* PROVIDED DATA:
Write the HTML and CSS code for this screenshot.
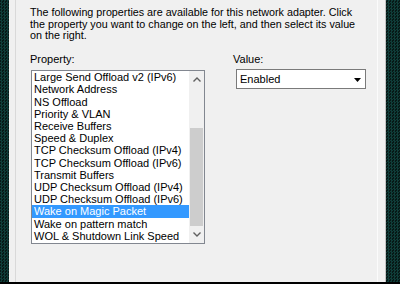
FILE: index.html
```html
<!DOCTYPE html>
<html lang="en">
  <head>
    <meta charset="utf-8">
    <title>Advanced - Network adapter properties</title>
    <link rel="stylesheet" href="styles.css">
  </head>
  <body>
    <div class="desk">
      <div class="dialog">
        <div class="page">
          <p class="intro">
            The following properties are available for this network adapter. Click<br>
            the property you want to change on the left, and then select its value<br>
            on the right.
          </p>

          <div class="fields">
            <div class="field prop">
              <div class="label">Property:</div>
              <div class="listbox">
                <ul class="items">
                  <li>Large Send Offload v2 (IPv6)</li>
                  <li>Network Address</li>
                  <li>NS Offload</li>
                  <li>Priority &amp; VLAN</li>
                  <li>Receive Buffers</li>
                  <li>Speed &amp; Duplex</li>
                  <li>TCP Checksum Offload (IPv4)</li>
                  <li>TCP Checksum Offload (IPv6)</li>
                  <li>Transmit Buffers</li>
                  <li>UDP Checksum Offload (IPv4)</li>
                  <li>UDP Checksum Offload (IPv6)</li>
                  <li class="selected">Wake on Magic Packet</li>
                  <li>Wake on pattern match</li>
                  <li>WOL &amp; Shutdown Link Speed</li>
                </ul>
                <div class="scrollbar">
                  <div class="arrow">
                    <svg width="8" height="5" viewBox="0 0 8 5"><path d="M0.5 4.5 L4 1 L7.5 4.5" fill="none" stroke="#606060" stroke-width="1.4"/></svg>
                  </div>
                  <div class="track"><div class="thumb"></div></div>
                  <div class="arrow">
                    <svg width="8" height="5" viewBox="0 0 8 5"><path d="M0.5 0.5 L4 4 L7.5 0.5" fill="none" stroke="#606060" stroke-width="1.4"/></svg>
                  </div>
                </div>
              </div>
            </div>

            <div class="field value">
              <div class="label">Value:</div>
              <div class="combo">
                <span>Enabled</span>
                <svg width="7" height="4" viewBox="0 0 7 4"><path d="M0 0 H7 L3.5 4 Z" fill="#000"/></svg>
              </div>
            </div>
          </div>
        </div>
      </div>
    </div>
    <div class="taskbar"></div>
  </body>
</html>
```

FILE: styles.css
```css
body {
  margin: 0;
  height: 284px;
  overflow: hidden;
  display: flex;
  flex-direction: column;
  font-family: "Liberation Sans", Arial, sans-serif;
  font-size: 11px;
  color: #000;
  background-color: #0a2624;
  background-image: repeating-conic-gradient(#0f3d39 0 25%, #071816 0 50%);
  background-size: 3px 3px;
}

.desk
{
  flex: 1;
  display: flex;
  padding-left: 9px;
}

.dialog
{
  width: 377px;
  background: #f0f0f0;
  border-right: 1px solid #c4c4c4;
  display: flex;
  padding-left: 6px;
  padding-right: 7px;
  box-sizing: border-box;
}

.page
{
  flex: 1;
  border-left: 1px solid #d9d9d9;
  border-right: 1px solid #fbfbfb;
  padding: 7px 0 0 14px;
}

.intro
{
  margin: 0;
  font-size: 10.75px;
  line-height: 11.7px;
  white-space: nowrap;
}

.fields
{
  display: flex;
  margin-top: 11px;
}

.label
{
  line-height: 12px;
}

.prop .listbox
{
  margin: 5px 0 0 1px;
}

.value
{
  margin-left: 28px;
}

.listbox
{
  display: flex;
  width: 174px;
  height: 174px;
  box-sizing: border-box;
  border: 1px solid #828790;
  background: #fff;
}

.items
{
  list-style: none;
  margin: 0;
  padding: 0;
  flex: 1;
}

.items li
{
  line-height: 12.2px;
  padding-left: 2px;
  white-space: nowrap;
}

.items li.selected
{
  background: #3399ff;
  color: #fff;
}

.scrollbar
{
  width: 15px;
  display: flex;
  flex-direction: column;
  background: #f0f0f0;
}

.arrow
{
  height: 17px;
  display: flex;
  align-items: center;
  justify-content: center;
}

.track
{
  flex: 1;
  display: flex;
  flex-direction: column;
  justify-content: flex-end;
}

.thumb
{
  height: 98px;
  margin: 0 1px;
  background: #cdcdcd;
}

.combo
{
  margin: 4px 0 0 3px;
  width: 130px;
  height: 20px;
  box-sizing: border-box;
  border: 1px solid #7a7a7a;
  background: #fff;
  display: flex;
  align-items: center;
  justify-content: space-between;
  padding: 0 4px 0 3px;
}

.combo svg
{
  margin-top: 1px;
}

.taskbar
{
  height: 2px;
  background: #000;
}
```
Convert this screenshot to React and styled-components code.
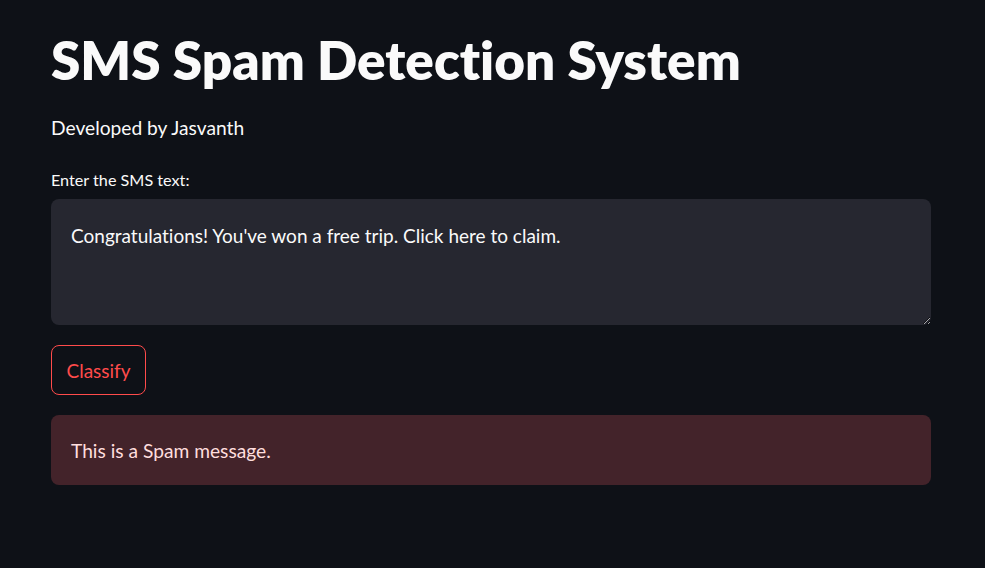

* WHAT YOU WILL DO: From the data, list each line in which the string "screenshot" appears.

* TASK SOLUTION:
Write the HTML and CSS code for this screenshot.
Convert this screenshot to React and styled-components code.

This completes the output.